## SHORT PROBLEM
From the listing below, count the lines where the string "React" occurs. Give the number, with no other words.

## MATERIAL PROVIDED
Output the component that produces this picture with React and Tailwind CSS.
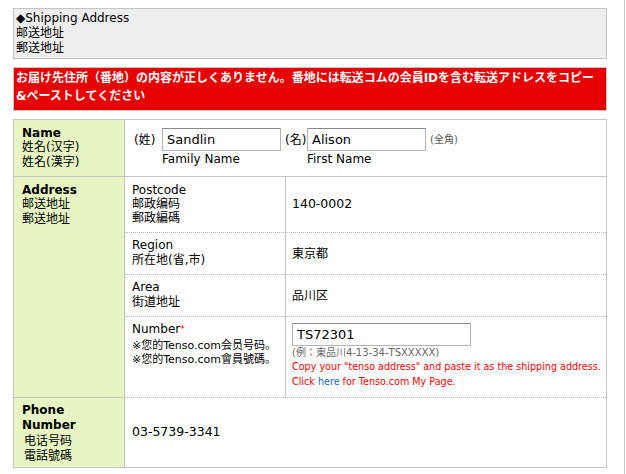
import React from "react";

function Label({ children, className = "" }) {
  return (
    <div className={"w-[111px] shrink-0 border-r border-[#c4c4c4] bg-[#e6f5c2] pl-[8px] text-[12px] " + className}>
      {children}
    </div>
  );
}

function SubRow({ h, label, children, valueClass = "items-center" }) {
  return (
    <div className={"flex border-b border-dotted border-[#b8b8b8] " + h}>
      <div className="w-[161px] shrink-0 border-r border-[#c4c4c4] pl-[7px]">{label}</div>
      <div className={"flex flex-1 pl-[6px] " + valueClass}>{children}</div>
    </div>
  );
}

export default function App() {
  return (
    <div className="w-[625px] min-h-[474px] border-r border-[#c8c8c8] bg-white pl-[13px] pt-[8px] text-black font-['DejaVu_Sans','Noto_Sans_CJK_JP',sans-serif]">
      <div className="w-[594px] border border-[#c4c4c4] bg-[#eeeeee] px-[2px] py-[2px] text-[12px] leading-[15px]">
        <div>◆Shipping Address</div>
        <div>邮送地址</div>
        <div>郵送地址</div>
      </div>

      <div className="mt-[8px] w-[594px] border border-[#c4c4c4] bg-[#e60000] px-[2px] pt-[1px] pb-[5px] text-[12px] font-bold leading-[18px] text-white">
        <div className="whitespace-nowrap">お届け先住所（番地）の内容が正しくありません。番地には転送コムの会員IDを含む転送アドレスをコピー</div>
        <div>{"&ペーストしてください"}</div>
      </div>

      <div className="mt-[8px] w-[594px] border border-[#c4c4c4] text-[12px]">
        {/* Name */}
        <div className="flex h-[57px] border-b border-[#c4c4c4]">
          <Label className="pt-[6px]">
            <div className="font-bold leading-[14px]">Name</div>
            <div className="leading-[15px]">姓名(汉字)</div>
            <div className="leading-[15px]">姓名(漢字)</div>
          </Label>
          <div className="flex flex-1 items-start pl-[7px] pt-[8px]">
            <span className="flex h-[23px] w-[30px] items-center pl-[2px]">(姓)</span>
            <div className="flex flex-col">
              <input readOnly value="Sandlin" className="h-[23px] w-[119px] border border-[#b4b4b4] border-t-[#8a8a8a] bg-white px-[4px] text-[13px] text-black outline-none" />
              <span className="mt-[1px] leading-[14px]">Family Name</span>
            </div>
            <span className="flex h-[23px] w-[26px] items-center pl-[4px]">(名)</span>
            <div className="flex flex-col">
              <input readOnly value="Alison" className="h-[23px] w-[119px] border border-[#b4b4b4] border-t-[#8a8a8a] bg-white px-[4px] text-[13px] text-black outline-none" />
              <span className="mt-[1px] leading-[14px]">First Name</span>
            </div>
            <span className="ml-[4px] flex h-[23px] items-center text-[10px] text-[#555555]">(全角)</span>
          </div>
        </div>

        {/* Address */}
        <div className="flex h-[221px]">
          <Label className="border-b border-b-[#c4c4c4] pt-[6px]">
            <div className="font-bold leading-[14px]">Address</div>
            <div className="leading-[15px]">邮送地址</div>
            <div className="leading-[15px]">郵送地址</div>
          </Label>
          <div className="flex flex-1 flex-col">
            <SubRow
              h="h-[56px]"
              label={
                <div className="pt-[6px] leading-[14px]">
                  <div>Postcode</div>
                  <div>邮政编码</div>
                  <div>郵政編碼</div>
                </div>
              }
            >
              <span className="text-[12.5px]">140-0002</span>
            </SubRow>
            <SubRow
              h="h-[42px]"
              label={
                <div className="pt-[5px]">
                  <div className="leading-[14px]">Region</div>
                  <div className="leading-[16px]">所在地(省,市)</div>
                </div>
              }
            >
              <span>東京都</span>
            </SubRow>
            <SubRow
              h="h-[42px]"
              label={
                <div className="pt-[5px]">
                  <div className="leading-[14px]">Area</div>
                  <div className="leading-[16px]">街道地址</div>
                </div>
              }
            >
              <span>品川区</span>
            </SubRow>
            <SubRow
              h="h-[81px]"
              valueClass="flex-col items-start pt-[6px]"
              label={
                <div className="pt-[5px]">
                  <div className="leading-[15px]">
                    Number<span className="align-top text-[9px] text-[#e60000]">*</span>
                  </div>
                  <div className="mt-[2px] whitespace-nowrap text-[11px] leading-[14px]">※您的Tenso.com会员号码。</div>
                  <div className="whitespace-nowrap text-[11px] leading-[14px]">※您的Tenso.com會員號碼。</div>
                </div>
              }
            >
              <input readOnly value="TS72301" className="h-[23px] w-[179px] border border-[#b4b4b4] border-t-[#8a8a8a] bg-white px-[4px] text-[13px] text-black outline-none" />
              <div className="text-[10px] leading-[13px] text-[#666666]">(例：東品川4-13-34-TSXXXXX)</div>
              <div className="whitespace-nowrap text-[9.6px] leading-[15px] text-[#ff0000]">
                Copy your "tenso address" and paste it as the shipping address.
              </div>
              <div className="whitespace-nowrap text-[9.6px] leading-[15px] text-[#ff0000]">
                Click <span className="text-[#1a66d6]">here</span> for Tenso.com My Page.
              </div>
            </SubRow>
          </div>
        </div>

        {/* Phone */}
        <div className="flex h-[69px]">
          <Label className="pt-[5px]">
            <div className="font-bold leading-[15px]">Phone</div>
            <div className="font-bold leading-[15px]">Number</div>
            <div className="mt-[1px] pl-[2px] leading-[15px]">电话号码</div>
            <div className="pl-[2px] leading-[15px]">電話號碼</div>
          </Label>
          <div className="flex flex-1 items-center pl-[7px]">
            <span className="text-[12.5px]">03-5739-3341</span>
          </div>
        </div>
      </div>
    </div>
  );
}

## WRITTEN SOLUTION
2